## [The problem]
Work out how many lines of the listing hold the string "full", then answer with that number and nothing else.

## [Records with interface code]
::::::

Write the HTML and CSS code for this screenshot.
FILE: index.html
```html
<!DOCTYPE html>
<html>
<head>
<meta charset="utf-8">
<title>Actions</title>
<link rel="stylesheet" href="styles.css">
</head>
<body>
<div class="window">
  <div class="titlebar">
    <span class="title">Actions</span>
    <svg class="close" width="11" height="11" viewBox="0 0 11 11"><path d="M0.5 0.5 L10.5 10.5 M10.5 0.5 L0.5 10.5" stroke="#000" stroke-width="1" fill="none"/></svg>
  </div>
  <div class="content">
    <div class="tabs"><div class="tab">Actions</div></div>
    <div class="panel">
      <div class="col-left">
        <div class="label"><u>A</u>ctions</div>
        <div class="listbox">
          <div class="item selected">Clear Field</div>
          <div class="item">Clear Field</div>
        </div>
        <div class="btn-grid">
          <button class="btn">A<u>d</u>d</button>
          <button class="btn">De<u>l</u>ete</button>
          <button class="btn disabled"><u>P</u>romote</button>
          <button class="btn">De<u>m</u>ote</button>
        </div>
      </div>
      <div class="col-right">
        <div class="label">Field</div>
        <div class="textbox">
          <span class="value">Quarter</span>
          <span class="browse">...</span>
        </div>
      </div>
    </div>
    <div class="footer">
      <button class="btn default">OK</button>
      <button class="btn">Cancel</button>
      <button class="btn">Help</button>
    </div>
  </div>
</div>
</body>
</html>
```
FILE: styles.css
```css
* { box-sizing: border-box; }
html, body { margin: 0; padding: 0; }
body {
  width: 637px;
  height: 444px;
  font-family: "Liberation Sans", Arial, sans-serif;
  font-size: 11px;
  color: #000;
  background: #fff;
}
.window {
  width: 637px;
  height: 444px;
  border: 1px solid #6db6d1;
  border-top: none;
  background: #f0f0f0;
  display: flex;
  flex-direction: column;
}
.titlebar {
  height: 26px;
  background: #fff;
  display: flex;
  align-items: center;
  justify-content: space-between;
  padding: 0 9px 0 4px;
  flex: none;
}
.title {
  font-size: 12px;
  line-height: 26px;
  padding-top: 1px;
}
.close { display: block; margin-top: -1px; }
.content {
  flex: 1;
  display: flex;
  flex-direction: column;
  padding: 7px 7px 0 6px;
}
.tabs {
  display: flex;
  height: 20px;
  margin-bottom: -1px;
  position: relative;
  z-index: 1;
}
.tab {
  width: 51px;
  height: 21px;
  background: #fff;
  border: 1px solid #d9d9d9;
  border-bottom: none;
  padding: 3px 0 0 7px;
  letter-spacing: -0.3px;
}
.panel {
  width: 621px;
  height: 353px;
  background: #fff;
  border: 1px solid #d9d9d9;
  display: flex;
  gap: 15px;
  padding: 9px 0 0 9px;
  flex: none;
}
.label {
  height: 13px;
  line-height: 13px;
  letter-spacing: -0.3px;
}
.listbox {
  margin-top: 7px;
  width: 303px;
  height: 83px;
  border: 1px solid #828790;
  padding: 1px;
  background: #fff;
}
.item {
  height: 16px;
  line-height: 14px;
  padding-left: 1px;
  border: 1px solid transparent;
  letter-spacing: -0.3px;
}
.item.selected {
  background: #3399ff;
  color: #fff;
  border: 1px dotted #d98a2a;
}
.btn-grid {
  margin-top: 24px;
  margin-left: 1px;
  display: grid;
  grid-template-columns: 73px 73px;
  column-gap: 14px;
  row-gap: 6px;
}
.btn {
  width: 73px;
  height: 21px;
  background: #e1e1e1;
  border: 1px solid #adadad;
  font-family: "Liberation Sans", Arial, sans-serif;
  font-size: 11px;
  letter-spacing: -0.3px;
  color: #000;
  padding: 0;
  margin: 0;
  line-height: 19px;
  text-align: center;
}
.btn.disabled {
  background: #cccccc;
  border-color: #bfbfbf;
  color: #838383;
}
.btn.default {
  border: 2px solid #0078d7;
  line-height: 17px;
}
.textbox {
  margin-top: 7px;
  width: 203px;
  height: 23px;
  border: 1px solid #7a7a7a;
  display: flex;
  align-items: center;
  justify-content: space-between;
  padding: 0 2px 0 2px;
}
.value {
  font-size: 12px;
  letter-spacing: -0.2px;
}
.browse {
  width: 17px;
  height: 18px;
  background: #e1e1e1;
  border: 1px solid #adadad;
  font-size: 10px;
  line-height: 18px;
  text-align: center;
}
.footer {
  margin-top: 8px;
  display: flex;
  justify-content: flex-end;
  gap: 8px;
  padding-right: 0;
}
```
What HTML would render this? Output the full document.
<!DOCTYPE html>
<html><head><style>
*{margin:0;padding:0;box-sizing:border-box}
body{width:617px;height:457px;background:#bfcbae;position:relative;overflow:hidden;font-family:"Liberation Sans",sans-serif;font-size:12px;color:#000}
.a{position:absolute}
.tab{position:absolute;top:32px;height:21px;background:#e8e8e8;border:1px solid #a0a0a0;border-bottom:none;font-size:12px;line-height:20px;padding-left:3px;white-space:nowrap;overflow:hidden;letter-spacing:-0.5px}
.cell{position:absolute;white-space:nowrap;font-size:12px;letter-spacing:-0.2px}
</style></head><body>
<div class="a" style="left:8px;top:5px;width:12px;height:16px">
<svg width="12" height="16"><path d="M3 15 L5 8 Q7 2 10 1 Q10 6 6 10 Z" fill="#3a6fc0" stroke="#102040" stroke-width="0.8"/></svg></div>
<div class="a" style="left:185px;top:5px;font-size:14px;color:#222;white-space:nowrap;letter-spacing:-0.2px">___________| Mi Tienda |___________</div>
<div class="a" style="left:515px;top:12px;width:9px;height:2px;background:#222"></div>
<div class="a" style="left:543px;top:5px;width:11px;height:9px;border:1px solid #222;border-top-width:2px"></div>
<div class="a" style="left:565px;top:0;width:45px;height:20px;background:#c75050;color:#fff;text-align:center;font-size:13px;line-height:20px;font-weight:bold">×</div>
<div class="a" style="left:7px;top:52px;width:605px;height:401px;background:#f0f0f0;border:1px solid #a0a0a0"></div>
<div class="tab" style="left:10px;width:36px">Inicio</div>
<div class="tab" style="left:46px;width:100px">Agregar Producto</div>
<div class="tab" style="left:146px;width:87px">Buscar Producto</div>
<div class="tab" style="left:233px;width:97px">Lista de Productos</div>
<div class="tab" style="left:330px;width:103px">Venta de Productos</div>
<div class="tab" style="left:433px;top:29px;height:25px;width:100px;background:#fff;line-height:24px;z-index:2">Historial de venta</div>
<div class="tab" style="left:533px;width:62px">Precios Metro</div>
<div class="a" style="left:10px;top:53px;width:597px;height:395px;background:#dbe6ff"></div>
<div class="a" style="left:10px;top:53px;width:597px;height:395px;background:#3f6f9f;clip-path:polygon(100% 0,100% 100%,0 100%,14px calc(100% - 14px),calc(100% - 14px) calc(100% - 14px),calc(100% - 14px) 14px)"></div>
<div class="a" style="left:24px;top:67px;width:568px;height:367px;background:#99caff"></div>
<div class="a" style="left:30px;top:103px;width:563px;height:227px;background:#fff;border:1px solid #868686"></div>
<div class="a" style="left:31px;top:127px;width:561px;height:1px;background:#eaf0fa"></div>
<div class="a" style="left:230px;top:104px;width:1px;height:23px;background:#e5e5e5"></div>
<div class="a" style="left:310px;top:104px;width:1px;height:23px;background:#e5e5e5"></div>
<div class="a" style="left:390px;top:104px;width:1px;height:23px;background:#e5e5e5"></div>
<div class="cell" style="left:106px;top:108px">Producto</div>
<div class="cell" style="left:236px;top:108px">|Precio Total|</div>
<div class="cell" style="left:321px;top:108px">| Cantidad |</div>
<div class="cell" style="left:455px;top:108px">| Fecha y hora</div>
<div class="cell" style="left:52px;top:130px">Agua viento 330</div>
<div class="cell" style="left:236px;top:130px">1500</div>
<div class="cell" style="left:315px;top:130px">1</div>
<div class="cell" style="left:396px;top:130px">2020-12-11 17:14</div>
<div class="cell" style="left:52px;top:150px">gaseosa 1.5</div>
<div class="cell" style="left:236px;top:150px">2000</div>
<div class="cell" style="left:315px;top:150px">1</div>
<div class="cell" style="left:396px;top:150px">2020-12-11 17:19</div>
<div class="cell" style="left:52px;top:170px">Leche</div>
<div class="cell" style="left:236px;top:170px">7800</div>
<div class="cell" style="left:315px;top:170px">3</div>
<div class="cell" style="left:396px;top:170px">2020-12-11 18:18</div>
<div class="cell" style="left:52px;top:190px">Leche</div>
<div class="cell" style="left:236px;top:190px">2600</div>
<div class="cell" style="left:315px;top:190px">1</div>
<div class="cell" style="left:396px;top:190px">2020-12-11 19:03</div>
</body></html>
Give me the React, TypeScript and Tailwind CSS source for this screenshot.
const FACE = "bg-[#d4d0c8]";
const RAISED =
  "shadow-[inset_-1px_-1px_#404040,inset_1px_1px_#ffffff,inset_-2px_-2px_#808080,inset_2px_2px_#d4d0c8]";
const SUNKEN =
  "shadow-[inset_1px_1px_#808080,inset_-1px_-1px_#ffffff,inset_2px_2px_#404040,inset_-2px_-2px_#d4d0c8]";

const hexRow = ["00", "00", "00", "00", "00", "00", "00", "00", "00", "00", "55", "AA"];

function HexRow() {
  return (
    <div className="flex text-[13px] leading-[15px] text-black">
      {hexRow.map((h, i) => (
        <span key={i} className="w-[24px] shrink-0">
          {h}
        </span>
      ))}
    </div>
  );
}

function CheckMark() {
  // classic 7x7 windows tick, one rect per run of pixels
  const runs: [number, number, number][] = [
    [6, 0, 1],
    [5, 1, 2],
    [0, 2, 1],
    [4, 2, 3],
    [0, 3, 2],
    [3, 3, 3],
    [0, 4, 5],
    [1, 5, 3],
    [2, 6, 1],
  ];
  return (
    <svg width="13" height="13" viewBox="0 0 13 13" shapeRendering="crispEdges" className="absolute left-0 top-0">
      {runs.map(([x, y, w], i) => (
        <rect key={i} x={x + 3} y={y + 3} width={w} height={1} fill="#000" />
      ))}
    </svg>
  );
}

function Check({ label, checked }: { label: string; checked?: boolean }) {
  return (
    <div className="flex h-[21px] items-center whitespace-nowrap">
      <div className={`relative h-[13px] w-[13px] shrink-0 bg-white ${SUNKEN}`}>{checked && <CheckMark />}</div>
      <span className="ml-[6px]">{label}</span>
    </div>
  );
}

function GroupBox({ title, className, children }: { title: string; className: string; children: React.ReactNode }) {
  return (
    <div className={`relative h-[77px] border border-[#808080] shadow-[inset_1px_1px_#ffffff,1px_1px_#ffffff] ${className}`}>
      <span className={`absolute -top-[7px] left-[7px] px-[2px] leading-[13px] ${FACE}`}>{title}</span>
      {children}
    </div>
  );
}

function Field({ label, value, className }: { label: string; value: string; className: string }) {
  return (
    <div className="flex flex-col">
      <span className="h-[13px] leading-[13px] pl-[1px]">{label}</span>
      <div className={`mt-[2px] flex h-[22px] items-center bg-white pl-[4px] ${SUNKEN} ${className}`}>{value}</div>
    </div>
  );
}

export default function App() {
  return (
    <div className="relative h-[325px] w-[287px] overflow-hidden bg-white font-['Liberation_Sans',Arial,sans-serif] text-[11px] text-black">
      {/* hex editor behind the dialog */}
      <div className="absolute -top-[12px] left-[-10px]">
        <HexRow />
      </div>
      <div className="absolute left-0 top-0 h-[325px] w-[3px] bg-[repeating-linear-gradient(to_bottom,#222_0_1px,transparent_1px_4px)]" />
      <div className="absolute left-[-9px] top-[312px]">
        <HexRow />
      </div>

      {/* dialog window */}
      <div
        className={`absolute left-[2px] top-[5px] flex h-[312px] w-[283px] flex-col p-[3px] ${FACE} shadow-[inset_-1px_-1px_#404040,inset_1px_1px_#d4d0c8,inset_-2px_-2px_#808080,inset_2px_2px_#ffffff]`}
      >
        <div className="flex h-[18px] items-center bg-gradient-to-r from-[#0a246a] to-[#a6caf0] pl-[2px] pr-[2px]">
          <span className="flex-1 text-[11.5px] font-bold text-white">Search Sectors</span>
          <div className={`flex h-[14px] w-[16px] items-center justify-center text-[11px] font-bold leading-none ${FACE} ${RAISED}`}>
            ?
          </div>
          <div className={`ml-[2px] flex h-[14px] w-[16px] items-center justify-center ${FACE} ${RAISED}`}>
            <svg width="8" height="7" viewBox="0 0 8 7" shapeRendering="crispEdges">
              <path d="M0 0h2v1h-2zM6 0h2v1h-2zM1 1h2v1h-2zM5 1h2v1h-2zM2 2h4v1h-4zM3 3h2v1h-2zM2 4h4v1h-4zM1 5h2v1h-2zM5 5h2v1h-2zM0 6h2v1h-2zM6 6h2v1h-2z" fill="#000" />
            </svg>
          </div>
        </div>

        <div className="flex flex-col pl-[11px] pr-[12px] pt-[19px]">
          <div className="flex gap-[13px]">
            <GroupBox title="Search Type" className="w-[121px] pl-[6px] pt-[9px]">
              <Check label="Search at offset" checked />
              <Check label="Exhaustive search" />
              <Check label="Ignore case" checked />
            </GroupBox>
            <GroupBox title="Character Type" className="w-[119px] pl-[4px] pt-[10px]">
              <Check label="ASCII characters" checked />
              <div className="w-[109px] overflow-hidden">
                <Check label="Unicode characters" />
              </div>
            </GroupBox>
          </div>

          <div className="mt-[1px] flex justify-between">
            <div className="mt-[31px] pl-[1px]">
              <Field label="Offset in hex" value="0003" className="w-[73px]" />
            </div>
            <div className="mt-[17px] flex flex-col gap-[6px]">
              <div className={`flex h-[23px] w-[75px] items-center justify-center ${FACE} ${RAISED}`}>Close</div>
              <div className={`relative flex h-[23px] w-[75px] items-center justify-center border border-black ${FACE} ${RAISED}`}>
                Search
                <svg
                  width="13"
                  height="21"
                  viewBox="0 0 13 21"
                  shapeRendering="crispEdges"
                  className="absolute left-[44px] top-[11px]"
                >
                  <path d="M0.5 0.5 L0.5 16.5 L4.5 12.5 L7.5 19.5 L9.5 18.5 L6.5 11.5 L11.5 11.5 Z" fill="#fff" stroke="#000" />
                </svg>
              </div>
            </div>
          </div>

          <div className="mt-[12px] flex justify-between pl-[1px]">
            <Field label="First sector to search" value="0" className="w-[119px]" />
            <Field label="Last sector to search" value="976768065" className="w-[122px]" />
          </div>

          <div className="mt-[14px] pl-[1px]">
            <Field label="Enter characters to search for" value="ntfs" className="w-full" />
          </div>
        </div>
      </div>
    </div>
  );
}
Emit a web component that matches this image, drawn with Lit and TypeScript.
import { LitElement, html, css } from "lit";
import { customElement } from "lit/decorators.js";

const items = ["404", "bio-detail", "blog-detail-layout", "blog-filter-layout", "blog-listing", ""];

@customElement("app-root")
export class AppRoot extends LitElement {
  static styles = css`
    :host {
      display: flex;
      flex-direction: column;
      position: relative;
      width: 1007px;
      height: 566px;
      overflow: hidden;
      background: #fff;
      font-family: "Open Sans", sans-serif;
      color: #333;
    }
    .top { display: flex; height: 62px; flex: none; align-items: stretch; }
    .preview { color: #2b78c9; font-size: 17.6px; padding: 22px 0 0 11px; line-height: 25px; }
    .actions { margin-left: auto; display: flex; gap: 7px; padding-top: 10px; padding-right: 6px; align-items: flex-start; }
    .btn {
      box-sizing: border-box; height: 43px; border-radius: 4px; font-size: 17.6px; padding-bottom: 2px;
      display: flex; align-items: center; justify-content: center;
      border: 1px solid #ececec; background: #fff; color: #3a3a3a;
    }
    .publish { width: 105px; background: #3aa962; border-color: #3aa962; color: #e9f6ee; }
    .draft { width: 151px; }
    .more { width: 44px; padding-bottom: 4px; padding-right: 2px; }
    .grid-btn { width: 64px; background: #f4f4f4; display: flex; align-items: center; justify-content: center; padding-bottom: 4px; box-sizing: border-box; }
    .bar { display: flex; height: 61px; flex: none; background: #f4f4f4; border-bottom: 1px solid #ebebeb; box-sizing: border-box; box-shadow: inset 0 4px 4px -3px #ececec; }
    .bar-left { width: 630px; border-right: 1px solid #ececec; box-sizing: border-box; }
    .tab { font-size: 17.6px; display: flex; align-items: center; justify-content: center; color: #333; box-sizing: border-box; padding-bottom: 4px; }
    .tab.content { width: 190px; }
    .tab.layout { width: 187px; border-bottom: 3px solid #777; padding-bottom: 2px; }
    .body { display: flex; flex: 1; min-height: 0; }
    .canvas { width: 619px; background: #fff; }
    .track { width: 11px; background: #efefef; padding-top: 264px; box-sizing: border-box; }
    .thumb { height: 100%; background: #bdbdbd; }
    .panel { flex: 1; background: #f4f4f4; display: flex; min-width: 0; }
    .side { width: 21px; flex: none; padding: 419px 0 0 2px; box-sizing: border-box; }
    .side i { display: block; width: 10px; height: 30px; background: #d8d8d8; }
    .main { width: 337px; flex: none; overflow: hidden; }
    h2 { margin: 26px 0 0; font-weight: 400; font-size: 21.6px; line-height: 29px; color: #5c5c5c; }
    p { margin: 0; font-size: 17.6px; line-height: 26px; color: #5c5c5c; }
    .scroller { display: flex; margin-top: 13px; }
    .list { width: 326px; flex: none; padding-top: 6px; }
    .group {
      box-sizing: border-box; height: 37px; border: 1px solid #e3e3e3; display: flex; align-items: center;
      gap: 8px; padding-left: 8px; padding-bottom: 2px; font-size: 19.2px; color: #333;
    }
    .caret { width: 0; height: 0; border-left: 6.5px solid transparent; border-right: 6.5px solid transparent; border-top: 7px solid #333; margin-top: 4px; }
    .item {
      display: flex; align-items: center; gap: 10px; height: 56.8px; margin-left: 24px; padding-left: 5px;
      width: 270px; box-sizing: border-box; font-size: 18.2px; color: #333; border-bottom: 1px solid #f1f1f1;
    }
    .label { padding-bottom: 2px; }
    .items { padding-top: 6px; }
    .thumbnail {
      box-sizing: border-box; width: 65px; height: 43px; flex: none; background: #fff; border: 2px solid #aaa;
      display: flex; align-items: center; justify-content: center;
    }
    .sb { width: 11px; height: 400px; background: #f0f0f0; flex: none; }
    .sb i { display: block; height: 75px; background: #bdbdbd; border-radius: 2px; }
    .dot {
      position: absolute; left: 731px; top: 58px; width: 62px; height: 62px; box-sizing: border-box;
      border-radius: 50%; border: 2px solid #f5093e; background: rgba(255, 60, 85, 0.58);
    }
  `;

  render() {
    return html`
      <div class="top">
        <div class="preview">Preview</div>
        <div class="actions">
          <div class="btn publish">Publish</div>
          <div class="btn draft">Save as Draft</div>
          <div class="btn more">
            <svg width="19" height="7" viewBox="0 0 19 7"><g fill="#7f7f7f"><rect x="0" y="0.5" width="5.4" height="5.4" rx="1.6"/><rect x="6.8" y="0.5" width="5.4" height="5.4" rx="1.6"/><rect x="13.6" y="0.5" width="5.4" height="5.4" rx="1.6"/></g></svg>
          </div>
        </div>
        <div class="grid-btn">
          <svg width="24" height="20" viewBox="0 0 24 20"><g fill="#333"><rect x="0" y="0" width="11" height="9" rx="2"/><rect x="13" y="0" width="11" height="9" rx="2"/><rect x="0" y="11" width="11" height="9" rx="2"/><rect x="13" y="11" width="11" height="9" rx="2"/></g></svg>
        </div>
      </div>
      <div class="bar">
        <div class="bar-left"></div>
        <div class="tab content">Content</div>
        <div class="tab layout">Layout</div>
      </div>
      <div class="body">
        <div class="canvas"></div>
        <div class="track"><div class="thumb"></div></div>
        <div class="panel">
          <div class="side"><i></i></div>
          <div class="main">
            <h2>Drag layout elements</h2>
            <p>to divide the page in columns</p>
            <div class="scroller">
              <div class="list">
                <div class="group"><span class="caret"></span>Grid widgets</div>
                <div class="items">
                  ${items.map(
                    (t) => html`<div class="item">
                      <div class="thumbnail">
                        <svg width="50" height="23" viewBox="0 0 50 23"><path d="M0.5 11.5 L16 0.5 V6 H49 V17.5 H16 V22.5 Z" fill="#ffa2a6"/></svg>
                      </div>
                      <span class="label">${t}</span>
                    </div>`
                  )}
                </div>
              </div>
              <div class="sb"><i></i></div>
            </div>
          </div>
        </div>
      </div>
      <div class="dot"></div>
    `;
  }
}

::::::

## [Solution]
2